Rite of Election
and Call to Continuing Conversion
More than 170 men, women and children on the road to becoming Catholic were officially welcomed along the journey March 13 by Bishop John B. Brungardt at the Rite of Election and Call to Continuing Conversion, celebrated at the Cathedral of Our Lady of Guadalupe.
The annual Rite of Election is a “call to continuing conversion” for all those candidates and catechumens who will be received into the Church at the Easter vigil.
Candidates are baptized members of another Christian denomination -- or baptized Catholics -- who are seeking confirmation and first Eucharist.
During the Mass, with their sponsors at their sides, the candidates would process to the baptismal font and dip their fingers in the holy water and make the sign of the cross.
Catechumens are individuals who have not been baptized and who are seeking baptism, confirmation and first Eucharist. With their Godparent at their side, the catechumen from each parish was called by name, and then came forward and signed their name in the Book of the Elect.
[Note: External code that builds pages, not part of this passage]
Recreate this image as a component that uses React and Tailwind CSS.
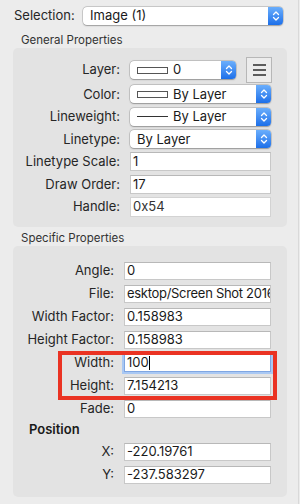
const font = { fontFamily: 'Inter, "Liberation Sans", sans-serif' }

function Chevrons() {
  return (
    <svg width="8" height="12" viewBox="0 0 8 12" fill="none" stroke="white" strokeWidth="1.3" strokeLinecap="round" strokeLinejoin="round">
      <path d="M1.5 4.5 L4 2 L6.5 4.5" />
      <path d="M1.5 7.5 L4 10 L6.5 7.5" />
    </svg>
  )
}

function Select({ children, className = '' }) {
  return (
    <div className={`flex h-[18px] items-stretch rounded-[4px] bg-white shadow-[0_0_0_0.5px_rgba(0,0,0,0.22),0_0.5px_1.5px_rgba(0,0,0,0.25)] ${className}`}>
      <div className="flex flex-1 items-center gap-[5px] overflow-hidden whitespace-nowrap pl-[7px] text-[13px] text-[#1a1a1a]">{children}</div>
      <div className="flex w-[15px] items-center justify-center rounded-r-[4px] bg-gradient-to-b from-[#6aaefc] to-[#1b6fe9]">
        <Chevrons />
      </div>
    </div>
  )
}

function Swatch() {
  return <span className="inline-block h-[7px] w-[31px] flex-none border border-[#555] bg-white" />
}

function Input({ value, className = '' }) {
  return (
    <div className={`flex h-[18px] items-center overflow-hidden whitespace-nowrap border border-[#c8c8c8] border-t-[#b8b8b8] bg-white pl-[2px] text-[13px] text-[#1a1a1a] ${className}`}>
      {value}
    </div>
  )
}

export default function App() {
  return (
    <div style={font} className="relative h-[504px] w-[300px] overflow-hidden bg-[#ececec]">
      <div className="flex h-full w-[299px] flex-col border-r border-[#d9d9d9] pt-[7px]">
        {/* Selection */}
        <div className="flex h-[18px] items-center pl-[14px]">
          <div className="w-[69px] text-[13px] text-[#262626]">Selection:</div>
          <Select className="w-[200px]">Image (1)</Select>
        </div>

        {/* General Properties */}
        <div className="mt-[8px] h-[15px] pl-[21px] text-[11.5px] leading-[15px] text-[#333]">General Properties</div>
        <div className="ml-[13px] w-[274px] rounded-[5px] bg-[#e3e3e3] pb-[9px] pt-[9px]">
          <div className="flex h-[26px] items-center">
            <div className="w-[107px] text-right text-[13px] text-[#262626]">Layer:</div>
            <Select className="ml-[10px] w-[106px]">
              <Swatch />
              <span>0</span>
            </Select>
            <div className="ml-[10px] flex h-[26px] w-[26px] flex-col items-center justify-center gap-[3px] border border-[#b7b7b7] bg-[#ececec]">
              <span className="h-[2px] w-[13px] bg-[#5c5c5c]" />
              <span className="h-[2px] w-[13px] bg-[#5c5c5c]" />
              <span className="h-[2px] w-[13px] bg-[#5c5c5c]" />
            </div>
          </div>
          {[
            ['Color:', 'swatch'],
            ['Lineweight:', 'line'],
            ['Linetype:', null],
          ].map(([label, kind]) => (
            <div key={label} className="flex h-[22.5px] items-center">
              <div className="w-[107px] text-right text-[13px] text-[#262626]">{label}</div>
              <Select className="ml-[10px] w-[141px]">
                {kind === 'swatch' && <Swatch />}
                {kind === 'line' && <span className="inline-block h-px w-[31px] flex-none bg-[#333]" />}
                <span>By Layer</span>
              </Select>
            </div>
          ))}
          {[
            ['Linetype Scale:', '1'],
            ['Draw Order:', '17'],
          ].map(([label, value]) => (
            <div key={label} className="flex h-[22.5px] items-center">
              <div className="w-[107px] text-right text-[13px] text-[#262626]">{label}</div>
              <Input value={value} className="ml-[10px] h-[19px] w-[141px]" />
            </div>
          ))}
          <div className="flex h-[22.5px] items-center">
            <div className="w-[107px] text-right text-[13px] text-[#262626]">Handle:</div>
            <Input value="0x54" className="ml-[10px] h-[20px] w-[141px] border-[#d3d3d3] border-t-[#d3d3d3] bg-[#e8e8e8] text-[#333]" />
          </div>
        </div>

        {/* Specific Properties */}
        <div className="mt-[4px] h-[15px] pl-[21px] text-[11.5px] leading-[15px] text-[#333]">Specific Properties</div>
        <div className="ml-[13px] w-[274px] rounded-[5px] bg-[#e3e3e3] pb-[11px] pt-[13px]">
          <div className="flex h-[23px] items-center">
            <div className="w-[101px] text-right text-[13px] text-[#262626]">Angle:</div>
            <Input value="0" className="ml-[10px] w-[147px]" />
          </div>
          <div className="flex h-[23px] items-center">
            <div className="w-[101px] text-right text-[13px] text-[#262626]">File:</div>
            <Input value="esktop/Screen Shot 2016" className="ml-[10px] w-[147px] tracking-[-0.3px]" />
          </div>
          {[
            ['Width Factor:', '0.158983'],
            ['Height Factor:', '0.158983'],
          ].map(([label, value]) => (
            <div key={label} className="flex h-[23px] items-center">
              <div className="w-[101px] text-right text-[13px] text-[#262626]">{label}</div>
              <Input value={value} className="ml-[10px] w-[147px]" />
            </div>
          ))}
          <div className="flex h-[23px] items-center">
            <div className="w-[101px] text-right text-[13px] text-[#262626]">Width:</div>
            <div className="ml-[10px] flex h-[18px] w-[147px] items-center border border-[#7fa6e2] bg-white pl-[2px] text-[13px] text-[#1a1a1a] shadow-[0_0_0_2px_#a9c8f3]">
              100<span className="h-[14px] w-px bg-black" />
            </div>
          </div>
          {[
            ['Height:', '7.154213'],
            ['Fade:', '0'],
          ].map(([label, value]) => (
            <div key={label} className="flex h-[23px] items-center">
              <div className="w-[101px] text-right text-[13px] text-[#262626]">{label}</div>
              <Input value={value} className="ml-[10px] w-[147px]" />
            </div>
          ))}
          <div className="flex h-[20px] items-center pl-[16px] text-[13px] font-semibold text-[#1a1a1a]">Position</div>
          {[
            ['X:', '-220.19761'],
            ['Y:', '-237.583297'],
          ].map(([label, value]) => (
            <div key={label} className="flex h-[23px] items-center">
              <div className="w-[101px] text-right text-[13px] text-[#262626]">{label}</div>
              <Input value={value} className="ml-[10px] w-[147px]" />
            </div>
          ))}
        </div>
      </div>

      {/* Red highlight */}
      <div className="pointer-events-none absolute left-[58px] top-[351px] h-[49px] w-[219px] border-[4px] border-[#ea3323]" />
    </div>
  )
}
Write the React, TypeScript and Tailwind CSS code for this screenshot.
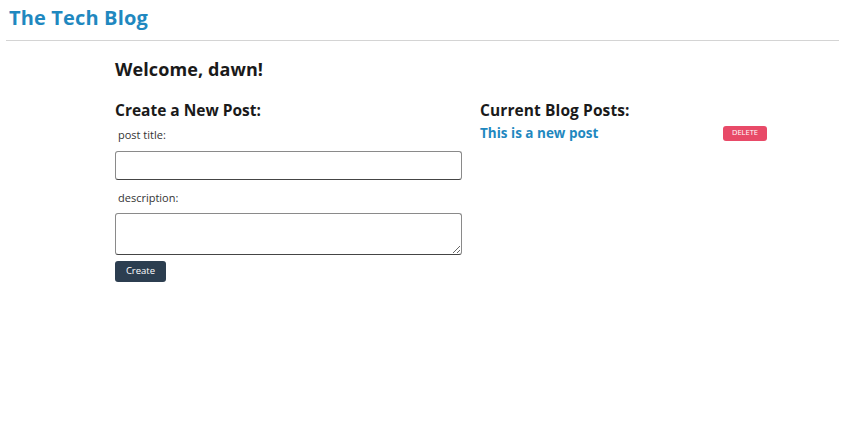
export default function App() {
  return (
    <div className="min-h-[445px] bg-white font-['Open_Sans',sans-serif] text-[#1a1a1a]">
      <header className="mx-[6px] h-[41px] border-b border-[#d4d4d4] pl-[3px] pt-[3px]">
        <h1 className="text-[20px] font-bold leading-[30px] tracking-[0.15px] text-[#1f88c0]">The Tech Blog</h1>
      </header>

      <main className="pl-[115px] pt-[15px]">
        <h2 className="text-[18px] font-bold leading-[26px] tracking-[0.1px]">Welcome, dawn!</h2>

        <div className="mt-[16px] flex gap-[18px]">
          <section className="w-[347px]">
            <h3 className="text-[15.5px] font-bold leading-[24px] tracking-[0px]">Create a New Post:</h3>
            <label className="mt-[4px] block pl-[3px] text-[11px] leading-[18px] text-[#333]">post title:</label>
            <input
              type="text"
              className="mt-[7px] block h-[29px] w-full rounded-[3px] border border-[#8a8a8a] border-b-[#454545]"
            />
            <label className="mt-[9px] block pl-[3px] text-[11px] leading-[18px] text-[#333]">description:</label>
            <textarea className="mt-[6px] block h-[42px] w-full resize-y rounded-[3px] border border-[#8a8a8a] border-b-[#454545]" />
            <button className="mt-[6px] h-[21px] w-[51px] rounded-[3px] bg-[#2c3e50] text-[9.5px] text-white">Create</button>
          </section>

          <section className="w-[287px]">
            <h3 className="text-[15.5px] font-bold leading-[24px] tracking-[0.1px]">Current Blog Posts:</h3>
            <div className="mt-[1px] flex items-center justify-between">
              <a href="#" className="text-[13.5px] font-bold leading-[20px] text-[#1f88c0]">This is a new post</a>
              <button className="h-[15px] w-[44px] rounded-[3px] bg-[#e84a68] text-[7.5px] uppercase leading-none text-white">Delete</button>
            </div>
          </section>
        </div>
      </main>
    </div>
  );
}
By THE MOST REV. JOHN B. BRUNGARDT
Bishop of Dodge City
Editor’s Note: The following is taken from Bishop John B. Brungardt’s homily given at the Rite of Election, March 13 at the Cathedral of Our Lady of Guadalupe. He began by calling children forward, before whom sat a gift-wrapped box on a table.
Who has a birthday this month? How about a wedding anniversary? In December we had Christmas. In May we will have many graduations. What is a custom we have about all these celebrations?
We give gifts to our family member or friend to show how special this day is, to show how we love them. A gift is freely given from the heart. We chose it especially for the person. The treasure fits them and their personality and their needs. They feel joy and love from receiving your gift.
What other treasures do we have besides material goods, besides “things”?
• Our health: Thank God for the health of families and ourselves
• A loving God: Psalm 63: “For your love is better than life”
• Our children: God blesses us so much with our children
• Our schools and religious education programs: We learn about God with these gifts
• Our nation: The Lord has blessed us with a fruitful land and many freedoms
• Our parishes and diocese and universal Church: We come together as a community of Christ
But there is another present, another gift, a more important treasure that we want to find. This treasure will bless us more than we can imagine. This treasure will make all these other treasures seems small. [The bishop calls forward a child, who opens the box and pulls from it a Crucifix.]
The treasure of eternal life was given to us on the cross by Jesus. He died a horrible death, and then rose in glory, so that you and I can have life, eternal life.
Catechumens, you are preparing to be baptized, to become Catholic Christians, to share in the gift of faith in Jesus Christ. This baptism “saves you … through the resurrection of Jesus Christ” as St. Peter wrote in the first reading.
Candidates, you are preparing to enter into full communion with the One, Holy, Catholic, and Apostolic Church that Jesus began 2,000 years ago. “Savor the rich banquet of praise,” that God gives you in this faith, as our Psalmist wrote.
Someday, we will be reunited with our deceased family members and friends in the heavenly kingdom. All the treasures of our earthly life will seem small and insignificant. Material goods, nation, health, parish, all will not matter anymore. We will see God face-to-face. From Mark’s gospel: “This is the time of fulfillment. The kingdom of God is at hand. Repent, and believe in the gospel.”
Let us put the gift of the cross first in our lives. Let us make all other things secondary. Jesus, teach us to love you with our whole heart, mind, strength, and being. Jesus, your cross and your Catholic Church are our treasures. Jesus, you love us more than we can ask or imagine!